By Michael Mandelkern
Lucas Duda could be the New York Mets’ best option to start at first base next year. Even though he has not played a full season, his OBP and OPS statistics look promising. He has raw power too. But most importantly to General Manager Sandy Alderson, he comes cheap.
Duda, 27, made his Mets debut in September 2010 and is set to make roughly $2 million next season. This is nearly $3.5 million below the average salary of a Major League Baseball first baseman. His ceiling is lower than fellow first baseman Ike Davis, but the front office is pushing to trade Davis.
2014 is an opportunity for Duda to shine. At 6’4” and 255 pounds, he is a lumbering presence at the plate, yet his confidence has come into question throughout his career. Duda has said that he is most comfortable on offense when playing first base, but he was underwhelming at that position this past season. He batted .223/.352/.415 in 2013 with 15 HR and 33 RBI through 384 plate appearances.
His best stretch of baseball was in 2011 when he posted a .292/.370/.482 slash line with 10 home runs and 50 runs batted in through 347 plate appearances. The low average he has had over the past two seasons would be more acceptable if he were a 30 home run hitter.
Duda needs to find a balance between taking pitches and being aggressive in favorable counts. He is a soft-spoken man of few words who tends to take pitches when he should be swinging. Thirteen of his 15 home runs were solo shots aside from one two-run homer and a three-run blast in September, which means that he only drove in 15 runs without the long ball.

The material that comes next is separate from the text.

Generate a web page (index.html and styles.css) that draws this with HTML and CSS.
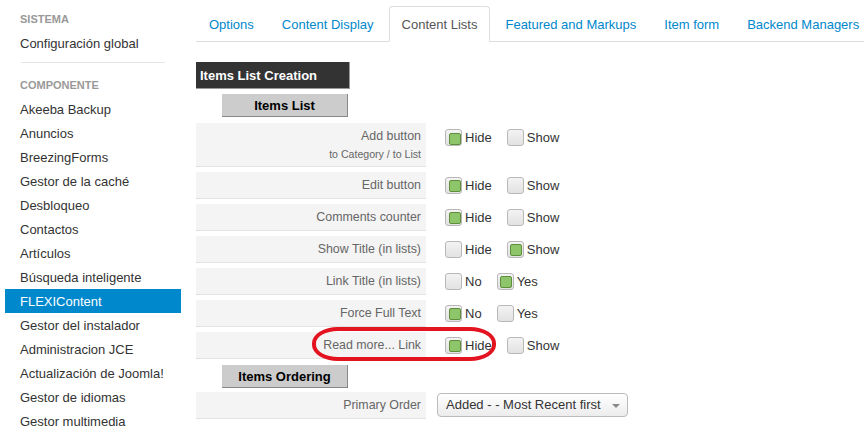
FILE: index.html
```html
<!DOCTYPE html>
<html>
<head>
<meta charset="utf-8">
<link rel="stylesheet" href="styles.css">
</head>
<body>
<div class="page">
  <aside class="sidebar">
    <div class="nav-header">Sistema</div>
    <div class="nav-item">Configuración global</div>
    <div class="divider"></div>
    <div class="nav-header">Componente</div>
    <div class="nav-item">Akeeba Backup</div>
    <div class="nav-item">Anuncios</div>
    <div class="nav-item">BreezingForms</div>
    <div class="nav-item">Gestor de la caché</div>
    <div class="nav-item">Desbloqueo</div>
    <div class="nav-item">Contactos</div>
    <div class="nav-item">Artículos</div>
    <div class="nav-item">Búsqueda inteligente</div>
    <div class="nav-item active">FLEXIContent</div>
    <div class="nav-item">Gestor del instalador</div>
    <div class="nav-item">Administracion JCE</div>
    <div class="nav-item">Actualización de Joomla!</div>
    <div class="nav-item">Gestor de idiomas</div>
    <div class="nav-item">Gestor multimedia</div>
  </aside>
  <main class="main">
    <ul class="tabs">
      <li class="tab">Options</li>
      <li class="tab">Content Display</li>
      <li class="tab active">Content Lists</li>
      <li class="tab">Featured and Markups</li>
      <li class="tab">Item form</li>
      <li class="tab">Backend Managers</li>
    </ul>
    <div class="section-title">Items List Creation</div>
    <div class="sub-title">Items List</div>
    <div class="rows">
      <div class="row row-tall">
        <div class="label"><div>Add button</div><div class="small">to Category / to List</div></div>
        <div class="value">
          <span class="opt"><span class="cb checked"></span>Hide</span>
          <span class="opt"><span class="cb"></span>Show</span>
        </div>
      </div>
      <div class="row">
        <div class="label">Edit button</div>
        <div class="value">
          <span class="opt"><span class="cb checked"></span>Hide</span>
          <span class="opt"><span class="cb"></span>Show</span>
        </div>
      </div>
      <div class="row">
        <div class="label">Comments counter</div>
        <div class="value">
          <span class="opt"><span class="cb checked"></span>Hide</span>
          <span class="opt"><span class="cb"></span>Show</span>
        </div>
      </div>
      <div class="row">
        <div class="label">Show Title (in lists)</div>
        <div class="value">
          <span class="opt"><span class="cb"></span>Hide</span>
          <span class="opt"><span class="cb checked"></span>Show</span>
        </div>
      </div>
      <div class="row">
        <div class="label">Link Title (in lists)</div>
        <div class="value">
          <span class="opt"><span class="cb"></span>No</span>
          <span class="opt"><span class="cb checked"></span>Yes</span>
        </div>
      </div>
      <div class="row">
        <div class="label">Force Full Text</div>
        <div class="value">
          <span class="opt"><span class="cb checked"></span>No</span>
          <span class="opt"><span class="cb"></span>Yes</span>
        </div>
      </div>
      <div class="row marked">
        <div class="label">Read more... Link</div>
        <div class="value">
          <span class="opt"><span class="cb checked"></span>Hide</span>
          <span class="opt"><span class="cb"></span>Show</span>
        </div>
        <div class="highlight-ring"></div>
      </div>
      <div class="sub-title">Items Ordering</div>
      <div class="row">
        <div class="label">Primary Order</div>
        <div class="value select-cell">
          <div class="select">Added - - Most Recent first<span class="caret"></span></div>
        </div>
      </div>
    </div>
  </main>
</div>
</body>
</html>
```

FILE: styles.css
```css
* { box-sizing: border-box; }
html, body { margin: 0; padding: 0; background: #fff; }
body {
  font-family: "Liberation Sans", Arial, sans-serif;
  font-size: 13px;
  color: #333;
  width: 864px;
  height: 426px;
  overflow: hidden;
}
.page { display: flex; align-items: flex-start; }

.sidebar { width: 181px; flex: none; padding: 7px 0 0 5px; }
.nav-header {
  height: 24px; line-height: 24px; padding-left: 15px;
  font-size: 11px; font-weight: bold; color: #999; text-transform: uppercase;
}
.nav-item { height: 24px; line-height: 25px; padding-left: 15px; color: #333; white-space: nowrap; }
.nav-item.active { background: #0088cc; color: #fff; }
.divider { height: 1px; background: #e5e5e5; margin: 7px 16px 10px 16px; }

.main { flex: 1; padding: 6px 0 0 15px; min-width: 0; }
.tabs {
  list-style: none; margin: 0; padding: 0; display: flex;
  border-bottom: 1px solid #ddd; white-space: nowrap; width: 700px;
}
.tab {
  padding: 9px 12px 7px; line-height: 18px; margin-right: 2px; margin-bottom: -1px;
  color: #0088cc; border: 1px solid transparent; border-radius: 4px 4px 0 0;
}
.tab.active { color: #555; background: #fff; border-color: #ddd #ddd transparent #ddd; }

.section-title {
  margin-top: 20px; width: 154px; height: 27px; line-height: 28px;
  background: #333; color: #fff; font-weight: bold; font-size: 13px;
  padding-left: 4px; border-right: 1px solid #999; border-bottom: 1px solid #999;
}
.sub-title {
  margin: 5px 0 0 26px; width: 126px; height: 23px; line-height: 24px;
  background: #ccc; color: #000; font-weight: bold; font-size: 13px; text-align: center;
  border-right: 1px solid #888; border-bottom: 1px solid #888;
}
.rows { display: flex; flex-direction: column; gap: 5px; margin-top: 6px; }
.rows .sub-title { margin: 1px 0 -1px 26px; }
.row { display: flex; height: 27px; position: relative; }
.row-tall { height: 44px; }
.label {
  width: 230px; flex: none; background: #f4f4f4; border-bottom: 1px solid #e2e2e2;
  text-align: right; padding-right: 5px; color: #666; line-height: 26px; font-size: 12.4px;
}
.row-tall .label { padding-top: 4px; line-height: 18px; }
.label .small { font-size: 10.6px; line-height: 18px; }
.value { display: flex; align-items: center; padding-left: 19px; height: 26px; }
.row-tall .value { height: 28px; padding-top: 1px; }
.opt { display: inline-flex; align-items: center; margin-right: 15px; color: #333; }
.cb {
  width: 17px; height: 17px; margin-right: 3px; border: 1px solid #b8b8b8; border-radius: 3px;
  background: linear-gradient(#f3f3f3, #e2e2e2); position: relative; flex: none;
}
.cb.checked::after {
  content: ""; position: absolute; left: 2.5px; top: 2.5px; width: 10px; height: 10px;
  border: 1px solid #5e8f3c; border-radius: 2px; background: #8fc56a;
}
.select-cell { padding-left: 11px; }
.select {
  width: 191px; height: 24px; line-height: 22px; border: 1px solid #bbb; border-radius: 4px;
  background: linear-gradient(#fff, #ececec); padding-left: 8px; color: #333; font-size: 13px;
  position: relative;
}
.caret {
  position: absolute; right: 7px; top: 10px; width: 0; height: 0;
  border-left: 4px solid transparent; border-right: 4px solid transparent; border-top: 4px solid #888;
}
.highlight-ring {
  position: absolute; left: 116px; top: -5px; width: 184px; height: 34px;
  border: 4px solid #e3141f; border-radius: 26px / 16px; pointer-events: none;
}
```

Plate discipline is Duda’s upside. His career on-base percentage is .342 with a .352 OBP and .767 on-base plus percentage last season. However, his OBP was only .329 in 2012 through 121 games, the most he has played in one season.
A walk only drives in a run when the bases are loaded, and his running game is slower than molasses. The Mets sent Duda down to the minor leagues in 2012 after a prolonged slump. He is seldom clutch in key situations; he had an anemic .145 batting average with runners in scoring position last season. That is worse than 566 other hitters in 2013.
Alderson must be decisive next season about whether Duda is a full-time first baseman or just a stopgap until they are able to make an upgrade. He needs to play as close to 162 games in 2014 as possible in order for the front office to truly assess his value. Some of his statistics are impressive on paper, but he has not shown the gumption to thrive under pressure.